Extracted data
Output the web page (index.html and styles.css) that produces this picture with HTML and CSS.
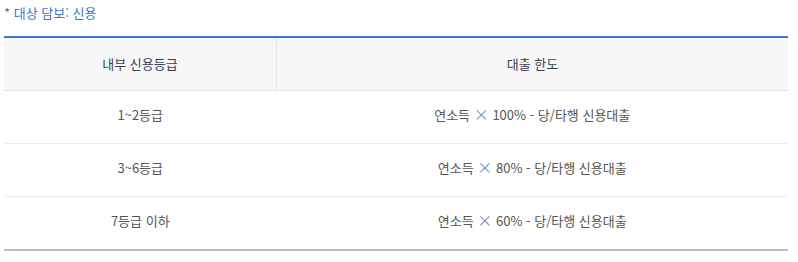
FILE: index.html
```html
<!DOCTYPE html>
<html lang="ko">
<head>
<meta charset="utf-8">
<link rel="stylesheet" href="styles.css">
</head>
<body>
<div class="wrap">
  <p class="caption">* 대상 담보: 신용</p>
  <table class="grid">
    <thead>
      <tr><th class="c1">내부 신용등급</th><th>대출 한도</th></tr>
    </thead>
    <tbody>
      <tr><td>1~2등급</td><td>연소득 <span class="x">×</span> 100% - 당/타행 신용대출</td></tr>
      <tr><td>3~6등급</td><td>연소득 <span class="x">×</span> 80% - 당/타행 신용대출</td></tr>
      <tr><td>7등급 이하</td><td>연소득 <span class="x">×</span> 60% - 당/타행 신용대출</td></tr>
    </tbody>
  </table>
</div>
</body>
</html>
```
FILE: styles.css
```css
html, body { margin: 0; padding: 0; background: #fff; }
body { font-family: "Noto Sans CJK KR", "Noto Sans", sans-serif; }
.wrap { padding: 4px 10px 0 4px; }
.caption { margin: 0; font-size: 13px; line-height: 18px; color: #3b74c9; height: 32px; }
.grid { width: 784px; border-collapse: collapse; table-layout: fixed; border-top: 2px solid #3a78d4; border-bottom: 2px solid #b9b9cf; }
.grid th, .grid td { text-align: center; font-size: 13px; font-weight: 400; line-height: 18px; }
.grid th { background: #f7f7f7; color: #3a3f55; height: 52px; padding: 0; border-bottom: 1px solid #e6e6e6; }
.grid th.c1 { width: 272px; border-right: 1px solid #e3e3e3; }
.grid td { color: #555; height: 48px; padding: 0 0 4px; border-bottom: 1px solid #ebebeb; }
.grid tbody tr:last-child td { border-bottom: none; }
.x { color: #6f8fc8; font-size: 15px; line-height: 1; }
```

* * *

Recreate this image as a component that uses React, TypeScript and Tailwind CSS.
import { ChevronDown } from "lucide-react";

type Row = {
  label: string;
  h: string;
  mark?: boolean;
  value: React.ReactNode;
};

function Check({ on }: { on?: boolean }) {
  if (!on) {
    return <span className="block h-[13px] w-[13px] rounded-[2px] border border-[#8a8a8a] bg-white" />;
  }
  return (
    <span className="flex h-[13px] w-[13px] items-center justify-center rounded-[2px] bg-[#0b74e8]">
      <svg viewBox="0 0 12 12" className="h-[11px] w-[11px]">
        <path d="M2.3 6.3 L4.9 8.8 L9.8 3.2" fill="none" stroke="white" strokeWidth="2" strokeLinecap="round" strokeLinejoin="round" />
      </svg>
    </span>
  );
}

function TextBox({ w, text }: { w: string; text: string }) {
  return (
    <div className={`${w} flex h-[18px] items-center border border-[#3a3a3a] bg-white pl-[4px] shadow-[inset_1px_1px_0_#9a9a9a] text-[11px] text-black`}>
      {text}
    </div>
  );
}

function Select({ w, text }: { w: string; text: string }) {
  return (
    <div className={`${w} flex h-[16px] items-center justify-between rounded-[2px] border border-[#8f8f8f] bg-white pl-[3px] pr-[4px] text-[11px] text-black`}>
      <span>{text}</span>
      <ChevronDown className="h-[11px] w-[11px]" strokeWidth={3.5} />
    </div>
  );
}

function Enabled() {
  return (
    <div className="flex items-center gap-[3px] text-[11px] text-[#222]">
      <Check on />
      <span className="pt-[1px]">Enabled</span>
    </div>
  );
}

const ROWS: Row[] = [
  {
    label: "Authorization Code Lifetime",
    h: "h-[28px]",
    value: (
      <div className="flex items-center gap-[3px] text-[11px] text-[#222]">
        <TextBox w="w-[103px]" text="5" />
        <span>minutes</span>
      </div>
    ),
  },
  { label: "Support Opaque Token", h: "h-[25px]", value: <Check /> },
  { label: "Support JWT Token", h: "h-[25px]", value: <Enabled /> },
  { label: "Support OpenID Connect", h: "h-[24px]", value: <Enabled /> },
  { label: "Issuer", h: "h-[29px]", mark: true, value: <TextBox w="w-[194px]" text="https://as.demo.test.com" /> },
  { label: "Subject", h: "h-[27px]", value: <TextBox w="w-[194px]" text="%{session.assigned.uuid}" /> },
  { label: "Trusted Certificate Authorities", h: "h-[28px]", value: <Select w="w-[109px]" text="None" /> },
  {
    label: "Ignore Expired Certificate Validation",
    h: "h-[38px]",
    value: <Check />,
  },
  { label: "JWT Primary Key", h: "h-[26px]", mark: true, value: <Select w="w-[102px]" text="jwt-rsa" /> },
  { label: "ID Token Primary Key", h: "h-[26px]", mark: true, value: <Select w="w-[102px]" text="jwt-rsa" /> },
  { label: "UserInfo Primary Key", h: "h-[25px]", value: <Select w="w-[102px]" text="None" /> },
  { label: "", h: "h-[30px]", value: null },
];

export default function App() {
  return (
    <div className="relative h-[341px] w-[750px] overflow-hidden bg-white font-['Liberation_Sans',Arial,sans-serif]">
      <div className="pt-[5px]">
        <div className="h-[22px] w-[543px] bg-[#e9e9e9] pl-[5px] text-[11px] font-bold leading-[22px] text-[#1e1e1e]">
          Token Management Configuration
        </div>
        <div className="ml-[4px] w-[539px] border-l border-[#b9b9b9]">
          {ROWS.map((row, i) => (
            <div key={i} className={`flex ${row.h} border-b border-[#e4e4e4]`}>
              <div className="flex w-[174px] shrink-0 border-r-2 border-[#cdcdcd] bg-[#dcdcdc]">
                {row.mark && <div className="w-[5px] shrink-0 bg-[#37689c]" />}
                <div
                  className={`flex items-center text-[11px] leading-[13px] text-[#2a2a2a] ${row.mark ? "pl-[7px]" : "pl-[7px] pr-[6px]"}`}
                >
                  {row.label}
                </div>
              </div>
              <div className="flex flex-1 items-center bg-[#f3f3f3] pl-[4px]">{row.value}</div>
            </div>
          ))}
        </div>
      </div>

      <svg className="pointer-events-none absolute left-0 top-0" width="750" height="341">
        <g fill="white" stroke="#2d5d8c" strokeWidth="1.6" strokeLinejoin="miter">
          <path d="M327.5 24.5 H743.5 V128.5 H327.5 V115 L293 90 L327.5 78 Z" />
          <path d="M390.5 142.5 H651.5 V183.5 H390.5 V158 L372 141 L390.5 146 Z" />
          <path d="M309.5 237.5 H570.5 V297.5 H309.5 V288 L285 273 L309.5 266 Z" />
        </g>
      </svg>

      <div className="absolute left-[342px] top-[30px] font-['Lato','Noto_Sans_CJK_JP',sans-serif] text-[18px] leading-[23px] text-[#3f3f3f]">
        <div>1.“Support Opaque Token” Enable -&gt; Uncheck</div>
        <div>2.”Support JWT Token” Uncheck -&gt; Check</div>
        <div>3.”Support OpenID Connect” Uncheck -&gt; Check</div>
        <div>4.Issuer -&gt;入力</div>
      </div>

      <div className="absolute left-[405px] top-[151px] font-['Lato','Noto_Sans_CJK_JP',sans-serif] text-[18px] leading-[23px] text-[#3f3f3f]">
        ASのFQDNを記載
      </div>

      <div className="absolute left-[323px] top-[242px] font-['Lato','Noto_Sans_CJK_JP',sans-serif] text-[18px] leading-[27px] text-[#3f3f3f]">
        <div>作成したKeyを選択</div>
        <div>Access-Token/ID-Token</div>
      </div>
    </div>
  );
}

Your objective
Collect, from the material above, every line containing the word "index".

Correct answer
Output the web page (index.html and styles.css) that produces this picture with HTML and CSS.
FILE: index.html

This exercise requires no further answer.